The Raphael Remedy

The Wisdom of Lent

by | Feb 27, 2017 | Counseling

Well, Lent is upon us once again, my favorite time of year.

Odd it may seem, considering it is a season of penance and fasting, but I always look forward to it.  Part of the reason is that it heralds the coming of Spring and new life.

From a psychological point of view, Lent can be such a fruitful time if observed well. The spiritual disciplines of Lent of fasting, prayer and almsgiving help us to overcome our sinful tendencies and build spiritual muscle to help us throughout the year so we can live a life of Christian virtue. (CCC 1803) To so many, these things seem to be an archaic throwback to medieval times that appear irrelevant in our modern age. But our modern age is one of indulgence of every desire and instant gratification. These are actually deadly for the soul and I may add deadly for relationships, especially marriage.

St. Thomas Aquinas, one of the greatest theologians of the Catholic Church, taught that our emotions (which he included in the term “passions”) both want to and need to be guided by reason or our will. We are created by God “good” and are naturally oriented toward all that is good, beautiful, and true. However, because of original sin, we often don’t do the good that we want to do but instead fall into sin and do evil.

Denying or misunderstanding original sin and how it has affected humanity is at the root of all misunderstanding of human nature. Original sin has left each human being wounded. Baptism takes away original sin, but our fundamental nature is still left weakened. I like to use this analogy. Imagine if you had a brand new wall and someone hammered a nail into that wall. Once the nail is removed, (baptism) there is still a hole in the wall. You can try to patch the wall or fill it in with plaster but the wall is still compromised now and imperfect. Now, some people are more successful than others in filling in that hole. Some, though, never even try to patch it up. “Well, that’s just the way I am!”  Most of us, keep hammering more and more nails into the wall with actual sins and get weaker and weaker. We can go to confession and have them removed, but each nail leaves another hole to be filled in.

The whole of the Christian life is filling in those holes with the grace of Christ and the merits that He won for us on the cross. But we need to have a sound understanding of our wounded human nature and a plan for overcoming it in order to do that.

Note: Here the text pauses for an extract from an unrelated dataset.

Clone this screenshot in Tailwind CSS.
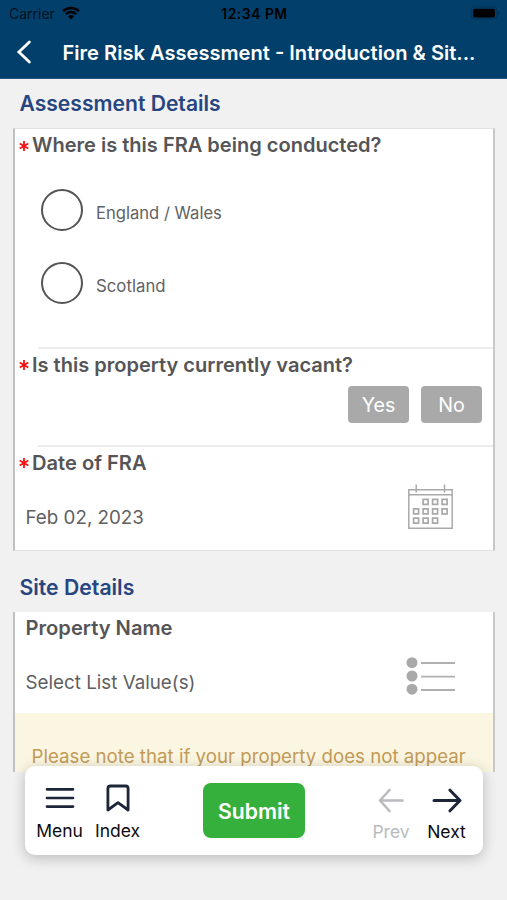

The self denial of fasting or almsgiving helps us to gain mastery over ourselves by using our will to deny our natural (and good) inclinations so that we build the strength to use our will to resist when the disordered desires of our weakened human nature pull us toward sin.

We’re at the beginning of this holy season. Think of some sensory good that you can give up – coffee, desserts, television, social media. Choose one of the Gospels and devote 30 minutes to read one chapter each day. Consider ramping up your prayer life by adding some devotion like the “Stations Of The Cross”. Meditating on the sufferings that Jesus went through on our behalf can motivate us to do better and appreciate His deep and abiding love for each one of us individually. Make confession the centerpiece of your spiritual journey during Lent. What tendencies have you struggled with your whole life that you know are not godly? Take even just one of them and with the help of the Sacraments, work toward gaining mastery over it. We are powerless on our own, but Christ’s power is made perfect in weakness.

Married couples can especially benefit during this holy season. During marriage counseling sessions, I so often “hear confessions” in my office of the sins of the spouses. Sure, therapy is a forum for that. People are hurt or feel misunderstood and need to be heard, understood and find help. But those couples that make use of the Sacrament of Reconciliation find a new orientation. Knowing that each week they need to make an accounting of their own sins, shifts the focus from those of the spouse and real progress begins to be made. For the only one we ultimately have the power to change is our self…with God’s help.

Our Lord is so wise. He set up the Church and her traditions and practices, even those that seem so out of step with modern life, are filled with wisdom and a profound understanding of and respect for human nature. Lent is a great time to get in step and receive the healing graces God has in store for you.

Remember, “For the sake of the JOY that lay before Him, He endured the cross.”  (Hebrews 12:2) The purpose of Lent and the purpose of our faith is the JOY in the resurrection. The cross is the means to that end. Lent is a sharing in that cross.

May God richly bless you in this holy season and may your Easter be a time of great and abiding JOY!